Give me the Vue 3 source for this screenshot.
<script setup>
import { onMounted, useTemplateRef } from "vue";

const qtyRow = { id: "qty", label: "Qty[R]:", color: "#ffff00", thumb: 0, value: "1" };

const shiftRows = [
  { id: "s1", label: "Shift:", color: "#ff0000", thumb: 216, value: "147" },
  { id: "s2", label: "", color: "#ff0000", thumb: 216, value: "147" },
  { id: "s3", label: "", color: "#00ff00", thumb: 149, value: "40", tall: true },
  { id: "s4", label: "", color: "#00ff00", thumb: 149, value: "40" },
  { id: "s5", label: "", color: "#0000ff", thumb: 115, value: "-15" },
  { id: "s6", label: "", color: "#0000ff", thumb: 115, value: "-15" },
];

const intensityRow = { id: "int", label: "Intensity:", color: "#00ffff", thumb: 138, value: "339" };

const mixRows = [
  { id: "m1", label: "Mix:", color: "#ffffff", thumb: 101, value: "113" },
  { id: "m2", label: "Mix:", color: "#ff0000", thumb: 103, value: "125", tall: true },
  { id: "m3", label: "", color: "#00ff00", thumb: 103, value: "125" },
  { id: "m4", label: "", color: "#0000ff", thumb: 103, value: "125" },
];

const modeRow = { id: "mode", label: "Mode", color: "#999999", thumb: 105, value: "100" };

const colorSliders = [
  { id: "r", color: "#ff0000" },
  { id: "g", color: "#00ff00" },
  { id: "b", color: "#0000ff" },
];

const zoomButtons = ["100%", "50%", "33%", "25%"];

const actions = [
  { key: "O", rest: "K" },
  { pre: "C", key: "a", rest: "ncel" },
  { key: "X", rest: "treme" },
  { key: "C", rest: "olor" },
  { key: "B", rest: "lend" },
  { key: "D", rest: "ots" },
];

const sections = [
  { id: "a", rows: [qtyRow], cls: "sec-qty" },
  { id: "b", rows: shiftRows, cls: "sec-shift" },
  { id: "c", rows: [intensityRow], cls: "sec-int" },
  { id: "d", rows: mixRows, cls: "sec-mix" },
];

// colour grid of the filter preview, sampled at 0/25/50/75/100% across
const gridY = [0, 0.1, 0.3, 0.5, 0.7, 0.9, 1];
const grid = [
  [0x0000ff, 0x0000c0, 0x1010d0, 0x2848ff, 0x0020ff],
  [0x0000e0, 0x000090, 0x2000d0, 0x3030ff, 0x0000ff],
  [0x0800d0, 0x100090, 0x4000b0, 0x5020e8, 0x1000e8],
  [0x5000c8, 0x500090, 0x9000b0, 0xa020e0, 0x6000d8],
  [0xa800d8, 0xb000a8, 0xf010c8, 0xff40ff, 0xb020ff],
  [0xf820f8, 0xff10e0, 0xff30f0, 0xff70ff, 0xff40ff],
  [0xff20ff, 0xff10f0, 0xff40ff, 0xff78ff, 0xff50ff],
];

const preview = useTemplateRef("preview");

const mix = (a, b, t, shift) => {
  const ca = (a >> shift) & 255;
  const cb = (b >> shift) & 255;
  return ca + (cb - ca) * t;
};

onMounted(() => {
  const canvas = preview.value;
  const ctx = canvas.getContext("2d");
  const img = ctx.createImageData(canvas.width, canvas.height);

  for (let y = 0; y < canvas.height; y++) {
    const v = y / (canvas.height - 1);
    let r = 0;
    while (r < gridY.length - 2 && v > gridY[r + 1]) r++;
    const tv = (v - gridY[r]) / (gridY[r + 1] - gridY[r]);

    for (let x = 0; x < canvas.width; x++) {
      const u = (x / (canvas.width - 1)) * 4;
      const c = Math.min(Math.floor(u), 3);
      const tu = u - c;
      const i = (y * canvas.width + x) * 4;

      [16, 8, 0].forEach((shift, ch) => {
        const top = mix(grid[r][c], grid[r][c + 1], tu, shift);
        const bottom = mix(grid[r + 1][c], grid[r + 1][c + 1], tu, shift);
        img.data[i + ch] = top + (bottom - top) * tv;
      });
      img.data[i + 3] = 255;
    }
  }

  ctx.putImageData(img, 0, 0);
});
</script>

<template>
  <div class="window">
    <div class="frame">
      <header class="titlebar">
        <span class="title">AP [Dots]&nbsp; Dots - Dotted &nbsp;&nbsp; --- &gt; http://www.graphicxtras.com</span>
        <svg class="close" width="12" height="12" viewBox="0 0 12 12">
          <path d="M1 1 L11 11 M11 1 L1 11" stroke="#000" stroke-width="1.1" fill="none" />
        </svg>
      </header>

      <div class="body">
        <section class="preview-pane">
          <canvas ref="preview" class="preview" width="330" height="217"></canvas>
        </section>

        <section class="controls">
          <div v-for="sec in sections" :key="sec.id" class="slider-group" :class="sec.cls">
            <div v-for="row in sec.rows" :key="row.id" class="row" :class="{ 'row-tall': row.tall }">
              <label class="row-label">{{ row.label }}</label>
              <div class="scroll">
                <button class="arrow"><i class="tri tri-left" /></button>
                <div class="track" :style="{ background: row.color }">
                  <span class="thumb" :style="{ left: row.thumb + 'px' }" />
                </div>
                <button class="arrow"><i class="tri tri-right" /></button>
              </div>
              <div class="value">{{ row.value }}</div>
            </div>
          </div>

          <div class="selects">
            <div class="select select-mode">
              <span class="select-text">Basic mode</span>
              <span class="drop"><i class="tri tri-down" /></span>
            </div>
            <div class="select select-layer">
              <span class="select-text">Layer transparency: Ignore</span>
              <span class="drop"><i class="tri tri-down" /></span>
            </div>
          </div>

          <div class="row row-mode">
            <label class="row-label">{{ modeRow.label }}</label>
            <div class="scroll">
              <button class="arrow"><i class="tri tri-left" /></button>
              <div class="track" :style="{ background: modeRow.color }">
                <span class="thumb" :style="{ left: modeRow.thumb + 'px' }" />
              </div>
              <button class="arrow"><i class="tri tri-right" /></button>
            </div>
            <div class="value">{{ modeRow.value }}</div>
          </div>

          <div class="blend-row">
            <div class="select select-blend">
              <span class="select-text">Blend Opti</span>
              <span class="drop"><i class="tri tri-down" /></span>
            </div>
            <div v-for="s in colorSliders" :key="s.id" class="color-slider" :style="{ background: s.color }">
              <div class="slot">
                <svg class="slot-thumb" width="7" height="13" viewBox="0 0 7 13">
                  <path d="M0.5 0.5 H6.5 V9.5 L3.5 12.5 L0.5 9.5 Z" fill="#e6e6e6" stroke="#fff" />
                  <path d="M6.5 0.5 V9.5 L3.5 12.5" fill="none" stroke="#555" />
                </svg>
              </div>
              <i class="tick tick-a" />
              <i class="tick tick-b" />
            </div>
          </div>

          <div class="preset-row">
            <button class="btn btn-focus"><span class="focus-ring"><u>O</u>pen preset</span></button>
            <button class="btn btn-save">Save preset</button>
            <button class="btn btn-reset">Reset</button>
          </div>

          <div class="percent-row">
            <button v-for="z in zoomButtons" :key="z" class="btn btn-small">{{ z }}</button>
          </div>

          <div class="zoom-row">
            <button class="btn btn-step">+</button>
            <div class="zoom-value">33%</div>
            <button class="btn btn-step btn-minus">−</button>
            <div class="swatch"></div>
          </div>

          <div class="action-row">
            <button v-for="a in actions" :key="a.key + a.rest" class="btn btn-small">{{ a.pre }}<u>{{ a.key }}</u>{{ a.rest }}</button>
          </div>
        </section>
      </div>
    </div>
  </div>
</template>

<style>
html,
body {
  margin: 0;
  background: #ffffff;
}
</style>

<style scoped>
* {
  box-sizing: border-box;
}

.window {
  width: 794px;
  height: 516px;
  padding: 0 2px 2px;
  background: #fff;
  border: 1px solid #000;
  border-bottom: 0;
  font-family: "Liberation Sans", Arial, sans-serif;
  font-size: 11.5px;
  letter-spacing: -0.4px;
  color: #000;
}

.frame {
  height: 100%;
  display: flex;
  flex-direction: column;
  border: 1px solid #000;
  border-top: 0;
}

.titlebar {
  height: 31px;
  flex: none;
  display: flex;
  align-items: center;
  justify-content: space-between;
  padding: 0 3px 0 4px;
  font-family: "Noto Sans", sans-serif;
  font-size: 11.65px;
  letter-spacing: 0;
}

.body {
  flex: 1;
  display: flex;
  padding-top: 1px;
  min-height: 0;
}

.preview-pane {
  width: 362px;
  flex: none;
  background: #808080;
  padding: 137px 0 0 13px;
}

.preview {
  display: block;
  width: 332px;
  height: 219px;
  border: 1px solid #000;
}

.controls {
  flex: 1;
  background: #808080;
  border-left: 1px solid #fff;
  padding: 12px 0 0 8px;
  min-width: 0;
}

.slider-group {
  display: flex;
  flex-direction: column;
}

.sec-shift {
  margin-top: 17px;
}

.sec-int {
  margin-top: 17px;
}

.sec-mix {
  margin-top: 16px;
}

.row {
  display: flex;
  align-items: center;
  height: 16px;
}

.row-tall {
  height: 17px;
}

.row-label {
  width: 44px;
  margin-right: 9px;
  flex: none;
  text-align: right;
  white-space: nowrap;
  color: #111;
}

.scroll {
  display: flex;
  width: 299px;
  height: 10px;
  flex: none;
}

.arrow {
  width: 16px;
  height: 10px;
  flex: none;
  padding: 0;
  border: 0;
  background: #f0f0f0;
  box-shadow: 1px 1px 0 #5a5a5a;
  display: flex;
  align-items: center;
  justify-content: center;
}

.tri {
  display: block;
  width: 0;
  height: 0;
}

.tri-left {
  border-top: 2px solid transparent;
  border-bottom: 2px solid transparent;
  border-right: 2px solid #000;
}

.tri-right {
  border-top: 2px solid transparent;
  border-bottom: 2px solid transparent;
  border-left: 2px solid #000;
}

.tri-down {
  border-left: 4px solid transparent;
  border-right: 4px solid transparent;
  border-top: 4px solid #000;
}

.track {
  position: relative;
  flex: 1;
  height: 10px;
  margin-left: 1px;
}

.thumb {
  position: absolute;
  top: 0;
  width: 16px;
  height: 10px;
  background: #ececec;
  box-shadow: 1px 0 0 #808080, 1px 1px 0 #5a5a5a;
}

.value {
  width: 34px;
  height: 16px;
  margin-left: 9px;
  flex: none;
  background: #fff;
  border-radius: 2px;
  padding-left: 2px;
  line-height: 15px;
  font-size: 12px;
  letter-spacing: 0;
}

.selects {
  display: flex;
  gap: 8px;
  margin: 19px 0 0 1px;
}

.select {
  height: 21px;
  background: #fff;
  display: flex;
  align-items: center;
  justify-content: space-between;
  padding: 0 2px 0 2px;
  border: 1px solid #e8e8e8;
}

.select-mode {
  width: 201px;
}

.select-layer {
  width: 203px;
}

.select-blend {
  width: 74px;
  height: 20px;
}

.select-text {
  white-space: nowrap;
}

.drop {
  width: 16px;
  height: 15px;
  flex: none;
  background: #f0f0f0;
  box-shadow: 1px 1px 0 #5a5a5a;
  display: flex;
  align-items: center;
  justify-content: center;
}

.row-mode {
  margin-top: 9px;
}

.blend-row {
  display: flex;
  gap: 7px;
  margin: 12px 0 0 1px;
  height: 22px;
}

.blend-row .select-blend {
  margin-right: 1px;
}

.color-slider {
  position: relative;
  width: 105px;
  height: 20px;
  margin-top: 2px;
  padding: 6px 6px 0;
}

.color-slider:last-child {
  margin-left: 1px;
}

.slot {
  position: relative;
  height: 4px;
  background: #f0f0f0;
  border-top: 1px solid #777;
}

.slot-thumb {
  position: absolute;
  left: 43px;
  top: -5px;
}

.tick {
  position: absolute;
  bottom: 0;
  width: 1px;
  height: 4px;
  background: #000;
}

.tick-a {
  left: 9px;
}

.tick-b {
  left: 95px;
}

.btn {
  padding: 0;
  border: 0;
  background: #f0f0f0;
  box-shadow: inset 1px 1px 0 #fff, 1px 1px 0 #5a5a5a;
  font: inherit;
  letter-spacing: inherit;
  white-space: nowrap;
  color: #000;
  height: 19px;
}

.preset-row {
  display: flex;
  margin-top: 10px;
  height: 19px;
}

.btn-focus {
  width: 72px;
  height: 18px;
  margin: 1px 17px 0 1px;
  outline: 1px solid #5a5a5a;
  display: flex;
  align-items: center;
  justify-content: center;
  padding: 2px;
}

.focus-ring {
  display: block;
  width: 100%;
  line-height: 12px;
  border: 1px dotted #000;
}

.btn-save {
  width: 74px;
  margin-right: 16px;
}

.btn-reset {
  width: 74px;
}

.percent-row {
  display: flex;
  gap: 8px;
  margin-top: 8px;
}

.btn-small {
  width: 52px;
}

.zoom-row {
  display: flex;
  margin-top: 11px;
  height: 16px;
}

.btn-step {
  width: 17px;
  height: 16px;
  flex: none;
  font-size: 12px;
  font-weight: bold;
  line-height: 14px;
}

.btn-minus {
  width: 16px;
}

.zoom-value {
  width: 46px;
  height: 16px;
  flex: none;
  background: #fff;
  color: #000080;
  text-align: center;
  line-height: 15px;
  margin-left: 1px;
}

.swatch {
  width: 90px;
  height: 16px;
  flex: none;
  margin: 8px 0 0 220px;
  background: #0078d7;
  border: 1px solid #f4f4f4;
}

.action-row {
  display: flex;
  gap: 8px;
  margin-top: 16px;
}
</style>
==
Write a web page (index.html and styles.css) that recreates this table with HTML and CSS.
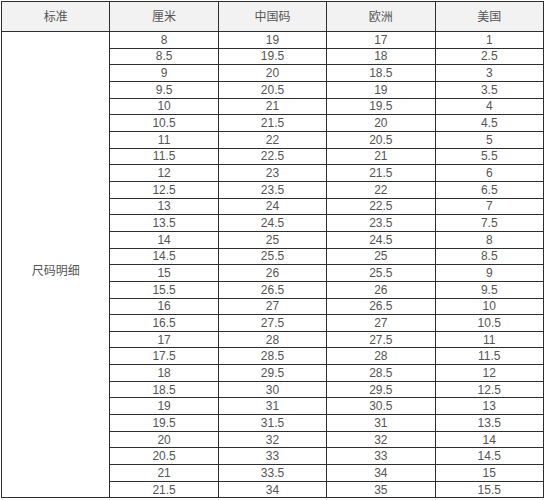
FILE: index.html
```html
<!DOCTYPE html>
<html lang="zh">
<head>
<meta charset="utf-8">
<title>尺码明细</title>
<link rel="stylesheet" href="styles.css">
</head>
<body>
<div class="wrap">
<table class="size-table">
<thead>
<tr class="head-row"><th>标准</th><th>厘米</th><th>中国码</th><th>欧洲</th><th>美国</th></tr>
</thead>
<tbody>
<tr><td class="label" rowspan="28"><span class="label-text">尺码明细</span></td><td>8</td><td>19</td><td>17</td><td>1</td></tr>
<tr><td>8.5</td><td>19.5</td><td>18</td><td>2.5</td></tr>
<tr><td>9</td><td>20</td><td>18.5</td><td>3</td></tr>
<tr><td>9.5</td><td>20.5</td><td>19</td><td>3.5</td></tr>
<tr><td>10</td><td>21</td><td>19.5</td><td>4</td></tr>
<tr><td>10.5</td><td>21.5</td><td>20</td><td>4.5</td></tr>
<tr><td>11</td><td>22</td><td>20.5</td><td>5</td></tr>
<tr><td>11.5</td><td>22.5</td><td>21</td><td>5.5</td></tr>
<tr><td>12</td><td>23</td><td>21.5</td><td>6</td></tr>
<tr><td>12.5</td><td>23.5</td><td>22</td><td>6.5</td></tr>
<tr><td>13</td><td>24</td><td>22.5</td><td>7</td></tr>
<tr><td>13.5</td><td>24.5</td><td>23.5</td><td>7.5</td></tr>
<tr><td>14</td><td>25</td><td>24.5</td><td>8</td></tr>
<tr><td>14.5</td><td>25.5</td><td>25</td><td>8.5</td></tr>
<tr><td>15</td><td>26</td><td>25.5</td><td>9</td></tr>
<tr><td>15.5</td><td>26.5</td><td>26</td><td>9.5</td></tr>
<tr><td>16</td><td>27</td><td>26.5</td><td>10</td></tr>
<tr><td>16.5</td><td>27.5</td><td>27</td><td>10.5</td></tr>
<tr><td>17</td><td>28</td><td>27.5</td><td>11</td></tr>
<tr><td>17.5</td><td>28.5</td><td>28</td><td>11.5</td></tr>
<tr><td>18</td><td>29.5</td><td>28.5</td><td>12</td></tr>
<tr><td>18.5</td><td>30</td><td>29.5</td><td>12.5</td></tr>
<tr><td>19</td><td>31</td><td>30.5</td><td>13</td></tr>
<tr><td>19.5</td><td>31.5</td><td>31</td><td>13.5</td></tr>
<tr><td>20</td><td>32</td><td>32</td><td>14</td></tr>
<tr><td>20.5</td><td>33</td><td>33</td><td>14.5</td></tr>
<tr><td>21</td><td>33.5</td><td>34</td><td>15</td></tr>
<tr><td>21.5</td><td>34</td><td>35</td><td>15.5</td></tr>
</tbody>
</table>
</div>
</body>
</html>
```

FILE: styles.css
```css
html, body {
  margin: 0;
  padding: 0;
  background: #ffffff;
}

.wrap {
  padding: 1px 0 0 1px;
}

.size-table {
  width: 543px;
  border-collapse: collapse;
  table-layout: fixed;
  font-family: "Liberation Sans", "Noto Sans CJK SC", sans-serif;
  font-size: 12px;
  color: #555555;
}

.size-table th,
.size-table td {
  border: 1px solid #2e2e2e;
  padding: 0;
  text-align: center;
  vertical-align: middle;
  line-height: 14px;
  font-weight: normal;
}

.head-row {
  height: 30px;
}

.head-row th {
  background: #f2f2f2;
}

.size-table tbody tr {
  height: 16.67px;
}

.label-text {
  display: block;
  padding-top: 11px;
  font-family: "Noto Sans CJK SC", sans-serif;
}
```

(Task prompt):
From the data above, copy each line that holds "styles".

(Full answer):
Write a web page (index.html and styles.css) that recreates this table with HTML and CSS.
<link rel="stylesheet" href="styles.css">
FILE: styles.css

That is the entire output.